Others Lee says invited to the show include last leader of the Soviet Union Mikhail Gorbachev, film director Oliver Stone, television hosts Larry King and Oprah Winfrey, actor Tom Cruise, and Playboy magazine publisher Hugh Hefner.
None of the celebrities have responded to the invitation, Lee said.
Before moving into Russia’s strip club business, Lee worked in banking. His last finance job was as an adviser to the president of Russia’s Probusinessbank, which last year was stripped of its license by the authorities because of huge losses.
Lee changed his first name from Sergei to Lucky after he moved to Moscow in the 1970s. He opened his first strip club in 2005, a venture he insists isn’t exploitative.

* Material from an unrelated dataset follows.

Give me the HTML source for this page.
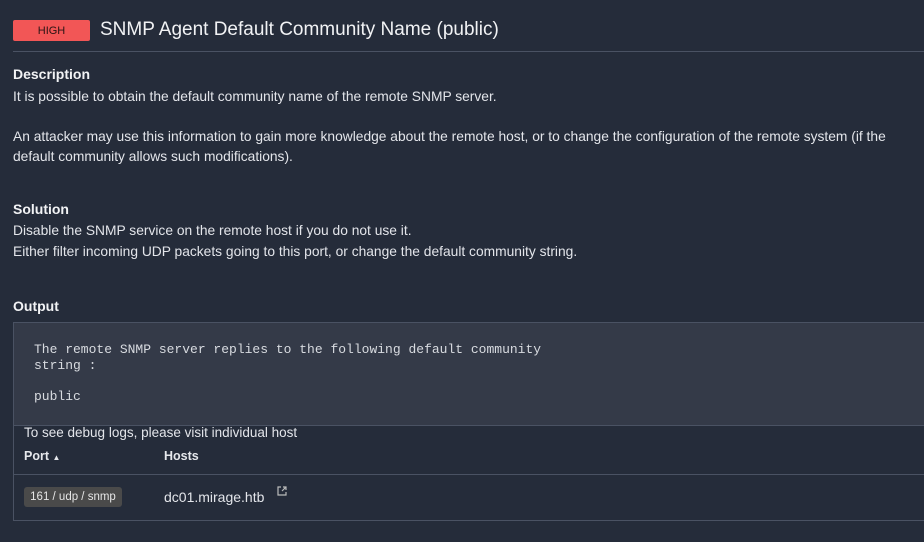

“Striptease is my self-realization,” said Lee. “I don’t use half-naked women. I don’t exploit women. I don’t have a bordello. I have the sort of show that allows women to open up. How? As mature girls. As sexually attractive. As a woman who can enchant a man, as a woman who can inspire him, lend him wings, and give him energy.”
Lee said he also has a financial reason for investing over $1 million in The Beast and the Beauties. His striptease businesses are losing money and he will be forced to shut down if there is not an economic turnaround.
Under the weight of low oil prices and Western sanctions, the Russian economy is currently suffering its longest recession in two decades. “The whole country is in the same situation,” said Lee. “Everywhere businesses are closing.”
If he is successful and manages to mend US-Russian relations, Lee said, it will mean the Russian economy will recover — and the fortunes of his business will also revive. “Better to invest this million in something that can cardinally change the situation for everyone,” he said. “Not just for my club.”
But it is the broader goal of peace that Lee said is most important for him. The musical has actually caused some of Lee’s friends to desert him, Lee said. Many were put off by the apparently political nature of the project.
He recently went to Russia’s lower house of parliament, the State Duma, wearing T-shirts advertising his project, he said, but did not receive a warm welcome.
“Lots of people tell me that I am crazy,” he said.